**RECORDED DATA:**
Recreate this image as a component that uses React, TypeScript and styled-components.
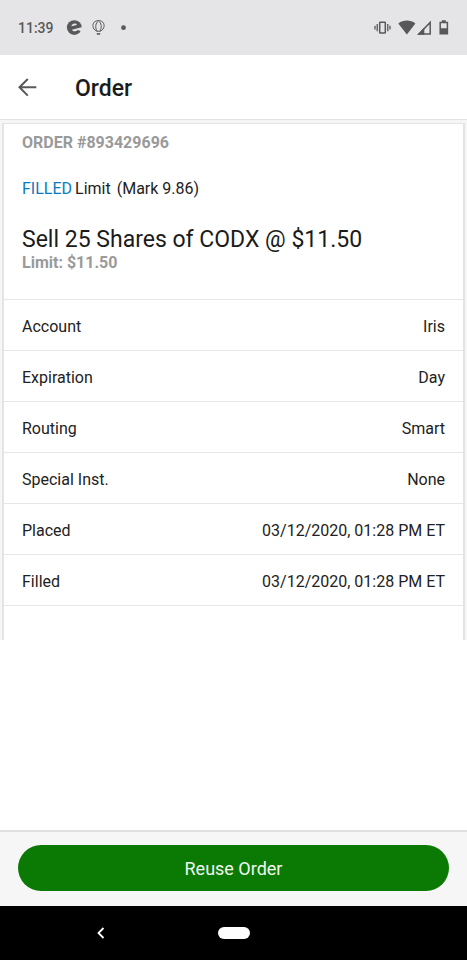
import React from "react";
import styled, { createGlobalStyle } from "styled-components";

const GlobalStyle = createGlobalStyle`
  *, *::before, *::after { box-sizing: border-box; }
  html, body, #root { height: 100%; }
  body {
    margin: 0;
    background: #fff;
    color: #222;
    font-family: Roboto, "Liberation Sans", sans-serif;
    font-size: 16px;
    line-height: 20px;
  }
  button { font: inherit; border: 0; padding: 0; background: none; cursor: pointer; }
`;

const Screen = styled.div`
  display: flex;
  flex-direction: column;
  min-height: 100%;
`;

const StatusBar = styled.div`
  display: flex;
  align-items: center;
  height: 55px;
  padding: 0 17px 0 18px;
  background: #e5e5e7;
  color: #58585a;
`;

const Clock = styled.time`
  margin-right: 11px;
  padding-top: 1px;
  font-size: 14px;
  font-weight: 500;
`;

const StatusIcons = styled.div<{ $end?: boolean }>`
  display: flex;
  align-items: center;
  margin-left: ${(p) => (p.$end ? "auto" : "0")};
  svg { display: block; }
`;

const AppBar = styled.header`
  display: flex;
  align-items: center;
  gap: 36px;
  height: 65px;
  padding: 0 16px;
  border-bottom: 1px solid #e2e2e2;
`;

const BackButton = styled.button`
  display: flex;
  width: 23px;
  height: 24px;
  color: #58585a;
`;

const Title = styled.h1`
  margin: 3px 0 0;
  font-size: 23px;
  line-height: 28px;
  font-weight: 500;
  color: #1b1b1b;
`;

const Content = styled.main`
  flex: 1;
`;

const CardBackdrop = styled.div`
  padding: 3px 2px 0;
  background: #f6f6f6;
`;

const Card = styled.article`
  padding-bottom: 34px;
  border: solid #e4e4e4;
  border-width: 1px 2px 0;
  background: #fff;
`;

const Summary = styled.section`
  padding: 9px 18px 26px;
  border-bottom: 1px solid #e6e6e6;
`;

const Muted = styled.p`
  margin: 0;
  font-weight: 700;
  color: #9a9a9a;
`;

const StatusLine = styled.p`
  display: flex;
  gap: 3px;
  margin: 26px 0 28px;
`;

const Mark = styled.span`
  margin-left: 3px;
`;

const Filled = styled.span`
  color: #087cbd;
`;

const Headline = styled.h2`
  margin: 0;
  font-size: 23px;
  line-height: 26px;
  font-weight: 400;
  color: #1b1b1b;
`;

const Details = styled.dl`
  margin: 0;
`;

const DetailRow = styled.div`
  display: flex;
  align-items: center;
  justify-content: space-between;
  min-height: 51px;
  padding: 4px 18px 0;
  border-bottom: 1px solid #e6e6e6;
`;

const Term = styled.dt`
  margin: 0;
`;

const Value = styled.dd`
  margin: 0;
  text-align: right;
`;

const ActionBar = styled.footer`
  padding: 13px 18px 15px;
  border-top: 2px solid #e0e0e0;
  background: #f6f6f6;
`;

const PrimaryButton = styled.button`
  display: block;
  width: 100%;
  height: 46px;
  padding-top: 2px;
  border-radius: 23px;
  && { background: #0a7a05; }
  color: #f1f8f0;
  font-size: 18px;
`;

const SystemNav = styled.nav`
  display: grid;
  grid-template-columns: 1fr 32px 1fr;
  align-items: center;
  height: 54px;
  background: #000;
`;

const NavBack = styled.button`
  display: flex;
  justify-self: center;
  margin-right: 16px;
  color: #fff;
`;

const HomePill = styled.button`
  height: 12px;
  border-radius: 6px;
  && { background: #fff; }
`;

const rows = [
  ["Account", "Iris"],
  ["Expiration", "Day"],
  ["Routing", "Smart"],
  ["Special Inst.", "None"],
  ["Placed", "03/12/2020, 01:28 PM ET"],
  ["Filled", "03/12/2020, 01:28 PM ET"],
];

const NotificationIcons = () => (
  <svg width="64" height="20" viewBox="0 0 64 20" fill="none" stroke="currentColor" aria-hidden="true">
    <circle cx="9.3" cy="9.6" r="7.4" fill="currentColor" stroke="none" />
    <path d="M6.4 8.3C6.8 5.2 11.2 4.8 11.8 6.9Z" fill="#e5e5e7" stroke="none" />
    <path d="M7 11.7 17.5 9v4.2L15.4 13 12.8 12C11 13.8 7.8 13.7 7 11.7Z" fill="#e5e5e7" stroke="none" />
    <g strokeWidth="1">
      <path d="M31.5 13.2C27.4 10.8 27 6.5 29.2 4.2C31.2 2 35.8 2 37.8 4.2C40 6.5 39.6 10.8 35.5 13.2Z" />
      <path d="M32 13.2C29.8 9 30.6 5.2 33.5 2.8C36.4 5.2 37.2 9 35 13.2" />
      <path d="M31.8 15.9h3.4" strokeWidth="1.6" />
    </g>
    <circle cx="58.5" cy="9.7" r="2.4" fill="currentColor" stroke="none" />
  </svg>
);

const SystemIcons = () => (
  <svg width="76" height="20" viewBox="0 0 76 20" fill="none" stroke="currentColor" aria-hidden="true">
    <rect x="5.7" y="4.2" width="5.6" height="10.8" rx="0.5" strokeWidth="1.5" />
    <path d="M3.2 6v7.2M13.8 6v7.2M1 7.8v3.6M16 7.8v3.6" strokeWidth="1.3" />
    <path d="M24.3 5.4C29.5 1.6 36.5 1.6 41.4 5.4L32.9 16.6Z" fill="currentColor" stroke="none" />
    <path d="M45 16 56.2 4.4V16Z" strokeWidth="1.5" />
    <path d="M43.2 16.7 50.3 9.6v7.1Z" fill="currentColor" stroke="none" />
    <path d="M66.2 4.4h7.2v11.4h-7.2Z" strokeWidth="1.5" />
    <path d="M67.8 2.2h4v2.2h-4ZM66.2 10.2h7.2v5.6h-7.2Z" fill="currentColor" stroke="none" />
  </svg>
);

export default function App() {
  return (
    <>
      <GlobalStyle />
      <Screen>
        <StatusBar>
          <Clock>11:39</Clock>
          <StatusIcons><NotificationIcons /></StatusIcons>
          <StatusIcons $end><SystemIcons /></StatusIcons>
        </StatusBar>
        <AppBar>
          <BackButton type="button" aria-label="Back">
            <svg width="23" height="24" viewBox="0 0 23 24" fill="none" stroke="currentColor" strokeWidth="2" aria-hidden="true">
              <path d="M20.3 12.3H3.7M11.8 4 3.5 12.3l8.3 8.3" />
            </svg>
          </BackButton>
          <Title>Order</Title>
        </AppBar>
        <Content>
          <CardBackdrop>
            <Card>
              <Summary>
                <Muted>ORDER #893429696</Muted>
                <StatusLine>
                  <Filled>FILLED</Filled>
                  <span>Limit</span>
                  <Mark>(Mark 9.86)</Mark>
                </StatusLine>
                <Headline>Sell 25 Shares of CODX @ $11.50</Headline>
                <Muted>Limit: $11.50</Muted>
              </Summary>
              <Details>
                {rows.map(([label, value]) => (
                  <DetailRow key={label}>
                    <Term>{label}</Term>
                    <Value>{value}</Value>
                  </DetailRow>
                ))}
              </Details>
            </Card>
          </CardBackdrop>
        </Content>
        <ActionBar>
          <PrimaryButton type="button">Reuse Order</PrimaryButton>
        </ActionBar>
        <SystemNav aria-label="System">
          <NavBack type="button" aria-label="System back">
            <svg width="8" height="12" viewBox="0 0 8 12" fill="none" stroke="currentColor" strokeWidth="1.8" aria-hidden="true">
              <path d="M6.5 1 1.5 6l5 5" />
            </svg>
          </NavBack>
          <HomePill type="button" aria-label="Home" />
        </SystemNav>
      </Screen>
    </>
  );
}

**SET PROBLEM:**
Search the data above for the string "React" and copy each line that has it.

**RESPONSE TO THE TASK:**
Recreate this image as a component that uses React, TypeScript and styled-components.
import React from "react";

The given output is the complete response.